E sul piano personale?
«Beh, non ho messo su una famiglia, anche se sono circondato dall'affetto dei miei fratelli, dei nipoti e di tanti cari amici».

Sul fronte sentimentale, c'è stata la perdita dolorosa di Mariangela Melato, ma un bel ricostituente lo riceve dalla gente comune. Difficile trovare una popolarità condivisa come la sua.
«E' il mio successo più grande: la gente che mi viene incontro per strada e allarga le braccia. Mi emoziona. A Roma mi vedono e mi apostrofano: a bello Re'. Sono molto grato a questa città che mi ospita da tanti anni. Non sono stato il famoso marziano a Roma».

Quando arrivò, quel giorno a piazza del Popolo, con la sua 500 targata Foggia, era un'altra Roma. Pazzesca.
«Fantastica. Appena sceso dall'auto conobbi Gabriella Ferri che mi portò subito alle Fraschette ai Castelli. In macchina cantava Le Mantellate. Io le cantavo le canzoni napoletane. Quando tornammo lei volle andare al Piper club. Io non l'accompagnai. Non sai che ti sei perso mi disse il giorno dopo. E ci andai subito».

Era la Roma del Piper, di Rosati, degli artisti.
«Era finita la Dolce vita ma era vivacissima.
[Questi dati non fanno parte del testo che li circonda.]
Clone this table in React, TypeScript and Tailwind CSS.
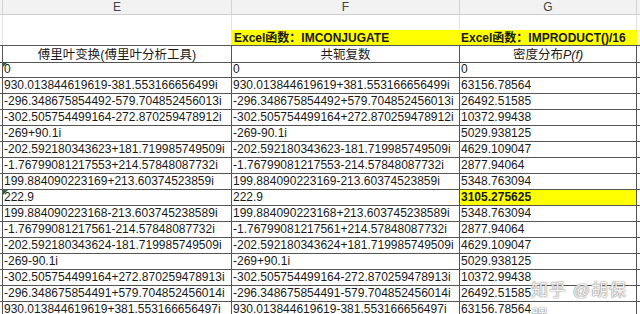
import React from 'react';

const rows = [
  { e: '0', f: '0', g: '0' },
  { e: '930.013844619619-381.553166656499i', f: '930.013844619619+381.553166656499i', g: '63156.78564' },
  { e: '-296.348675854492-579.704852456013i', f: '-296.348675854492+579.704852456013i', g: '26492.51585' },
  { e: '-302.505754499164-272.870259478912i', f: '-302.505754499164+272.870259478912i', g: '10372.99438' },
  { e: '-269+90.1i', f: '-269-90.1i', g: '5029.938125' },
  { e: '-202.592180343623+181.719985749509i', f: '-202.592180343623-181.719985749509i', g: '4629.109047' },
  { e: '-1.76799081217553+214.57848087732i', f: '-1.76799081217553-214.57848087732i', g: '2877.94064' },
  { e: '199.884090223169+213.60374523859i', f: '199.884090223169-213.60374523859i', g: '5348.763094' },
  { e: '222.9', f: '222.9', g: '3105.275625', mark: true },
  { e: '199.884090223168-213.603745238589i', f: '199.884090223168+213.603745238589i', g: '5348.763094' },
  { e: '-1.76799081217561-214.57848087732i', f: '-1.76799081217561+214.57848087732i', g: '2877.94064' },
  { e: '-202.592180343624-181.719985749509i', f: '-202.592180343624+181.719985749509i', g: '4629.109047' },
  { e: '-269-90.1i', f: '-269+90.1i', g: '5029.938125' },
  { e: '-302.505754499164+272.870259478913i', f: '-302.505754499164-272.870259478913i', g: '10372.99438' },
  { e: '-296.348675854491+579.704852456014i', f: '-296.348675854491-579.704852456014i', g: '26492.51585' },
  { e: '930.013844619619+381.553166656497i', f: '930.013844619619-381.553166656497i', g: '63156.78564' },
];

// little green error marker in the top-left corner of a cell
const Flag = () => (
  <span className="absolute left-0 top-0 w-0 h-0 border-t-[5px] border-r-[5px] border-t-[#1d6b3a] border-r-transparent" />
);

export default function App() {
  return (
    <div
      className="w-[640px] h-[314px] overflow-hidden bg-white relative text-[#1a1a1a] text-[12px]"
      style={{ fontFamily: '"Liberation Sans", "Noto Sans CJK SC", sans-serif' }}
    >
      {/* column letters */}
      <div className="flex h-[15px] bg-[#f2f2f2] border-b border-[#cfcfcf] text-[#444]">
        <div className="w-[3px] border-r border-[#d4d4d4]" />
        <div className="w-[229px] border-r border-[#d4d4d4] flex items-center justify-center">E</div>
        <div className="w-[228px] border-r border-[#d4d4d4] flex items-center justify-center">F</div>
        <div className="w-[177px] border-r border-[#d4d4d4] flex items-center justify-center">G</div>
        <div className="flex-1" />
      </div>

      {/* empty row */}
      <div className="flex h-[15px]">
        <div className="w-[3px] border-r border-[#e2e2e2]" />
        <div className="w-[229px] border-r border-[#e2e2e2]" />
        <div className="w-[228px] border-r border-[#e2e2e2]" />
        <div className="w-[177px] border-r border-[#e2e2e2]" />
      </div>

      {/* function row */}
      <div className="flex h-[15px] font-bold">
        <div className="w-[3px] border-r border-[#e2e2e2]" />
        <div className="w-[229px] border-r border-[#e2e2e2]" />
        <div className="w-[228px] bg-[#ffff00] flex items-end pl-[2px] leading-[14px]">Excel函数：IMCONJUGATE</div>
        <div className="w-[177px] bg-[#ffff00] flex items-end pl-[1px] leading-[14px] whitespace-nowrap">Excel函数：IMPRODUCT()/16</div>
        <div className="flex-1 bg-[#fbf7c8]" />
      </div>

      {/* titles */}
      <div className="flex h-[16px] border-y border-[#555] box-content -mb-px">
        <div className="w-[3px] border-r border-[#555]" />
        <div className="w-[229px] border-r border-[#555] flex items-end justify-center leading-[14px] text-[12.5px]">傅里叶变换(傅里叶分析工具)</div>
        <div className="w-[228px] border-r border-[#555] flex items-end justify-center leading-[14px] text-[12.5px]">共轭复数</div>
        <div className="w-[177px] border-r border-[#555] flex items-end justify-center leading-[14px] text-[12.5px]">
          密度分布<span className="italic">P(f)</span>
        </div>
      </div>

      {/* data */}
      {rows.map((r, i) => (
        <div key={i} className="flex h-[16px] border-b border-[#555] whitespace-nowrap">
          <div className="w-[3px] border-r border-[#555]" />
          <div className="w-[229px] border-r border-[#555] relative flex items-end pl-[1px] leading-[15px]">
            {(i === 0 || r.mark) && <Flag />}
            {r.e}
          </div>
          <div className="w-[228px] border-r border-[#555] flex items-end pl-[1px] leading-[15px]">{r.f}</div>
          <div
            className={`w-[177px] border-r border-[#555] flex items-end pl-[1px] leading-[15px] ${
              r.mark ? 'bg-[#ffff00] font-bold' : ''
            }`}
          >
            {r.g}
          </div>
        </div>
      ))}

      {/* watermark */}
      <div className="absolute left-[531px] top-[278px] text-[17px] text-[#f4f4f4] tracking-[1px] [text-shadow:0_0_1px_#777,0_0_2px_#999]">
        知乎 @胡保强
      </div>
    </div>
  );
}
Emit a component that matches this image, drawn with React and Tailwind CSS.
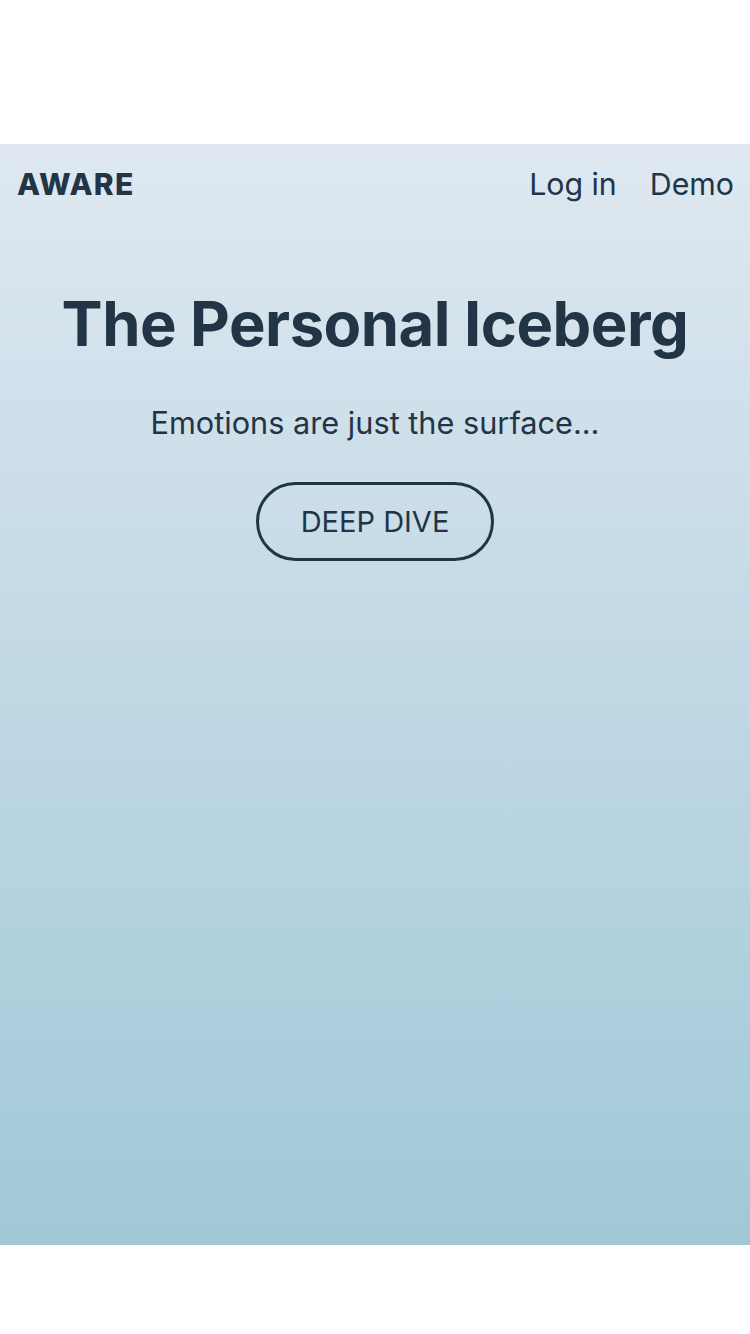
export default function App() {
    return (
        <div className="w-[750px] min-h-[1334px] bg-white flex flex-col font-['Inter',sans-serif] text-[#213547]">
            <div className="h-[144px]" />
            <section className="h-[1101px] bg-gradient-to-b from-[#dfe8f1] to-[#a0c8d7] flex flex-col">
                {/* Nav */}
                <header className="flex items-center justify-between pl-[17px] pr-[16px] pt-[22px]">
                    <span className="text-[30px] font-extrabold leading-[36px] tracking-[1.2px]">AWARE</span>
                    <nav className="flex items-center gap-[33px] text-[30.3px] leading-[36px]">
                        <a href="#">Log in</a>
                        <a href="#">Demo</a>
                    </nav>
                </header>

                {/* Hero */}
                <div className="flex flex-col items-center mt-[84px]">
                    <h1 className="text-[61.5px] font-bold leading-[76px] tracking-[-0.5px]">The Personal Iceberg</h1>
                    <p className="mt-[43px] text-[30.7px] leading-[36px]">Emotions are just the surface...</p>
                    <button className="mt-[41px] w-[238px] h-[79px] rounded-full border-[3px] border-[#213547] text-[29px] leading-none">
                        DEEP DIVE
                    </button>
                </div>
            </section>
        </div>
    );
}
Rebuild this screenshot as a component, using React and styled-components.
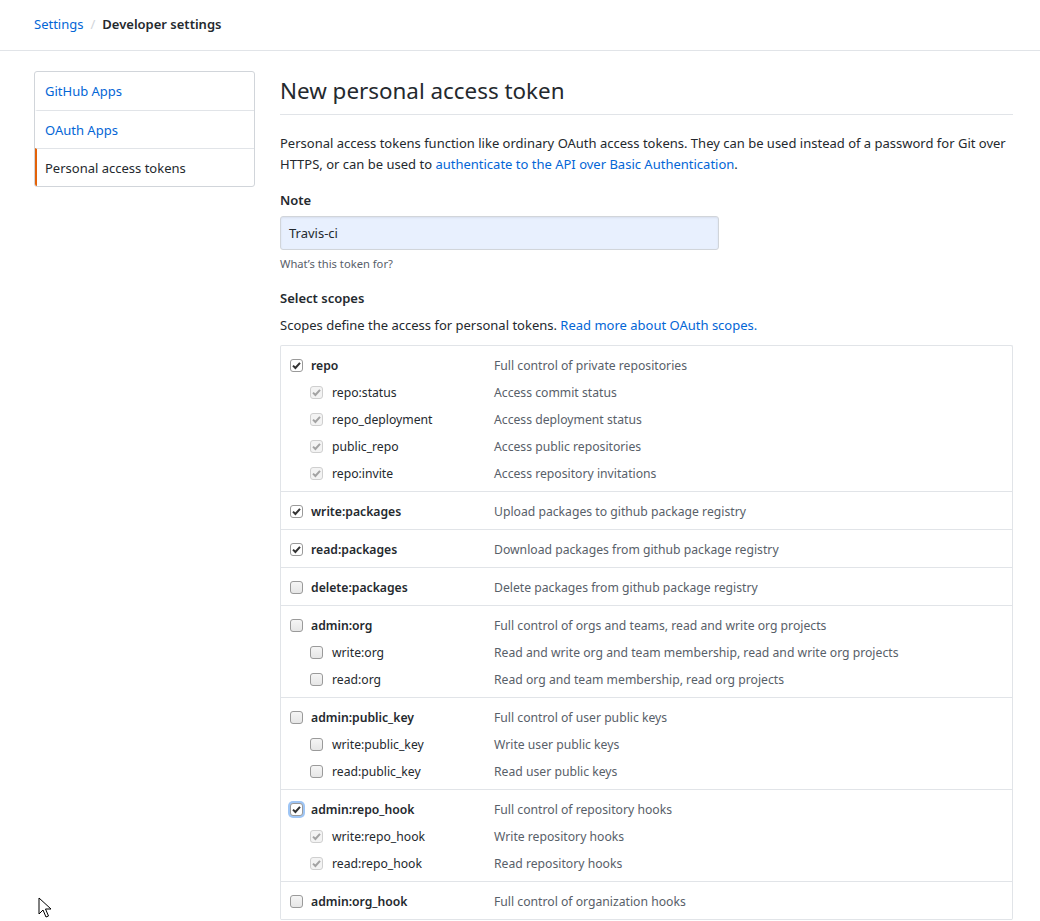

Quel giorno in cui arrivai a piazza del Popolo da Rosati c'erano oltre a Gabriella e alla sua partner Luisa De Santis, Manfredi, Gassman, Tessari. Erano tutti là. Chiesi, ma è la festa di qualcuno? No, era sempre così. Andai ad abitare a via Rasella, in una pensione che affittava le camere a ore, su consiglio di un musicista di night: se vuoi spendere poco vai là».

Renzo, i prossimi ottant'anni come li sta preparando?
«Penso al futuro senza imitare i ragazzi cantando rap. Guardo molto la rete, formidabile enciclopedia dello spettacolo e dell'arte. Averla e usarla solo per fare un tweet è sprecare la grazia della provvidenza».

Qualche giorno di vacanza e poi Arbore ripartirà con la sua Orchestra italiana. Concerto a Norcia per Umbria jazz in di solidarietà per i terremotati il primo luglio e appuntamento a Roma, alla Cavea, il 24. Intanto buon compleanno, Renzo.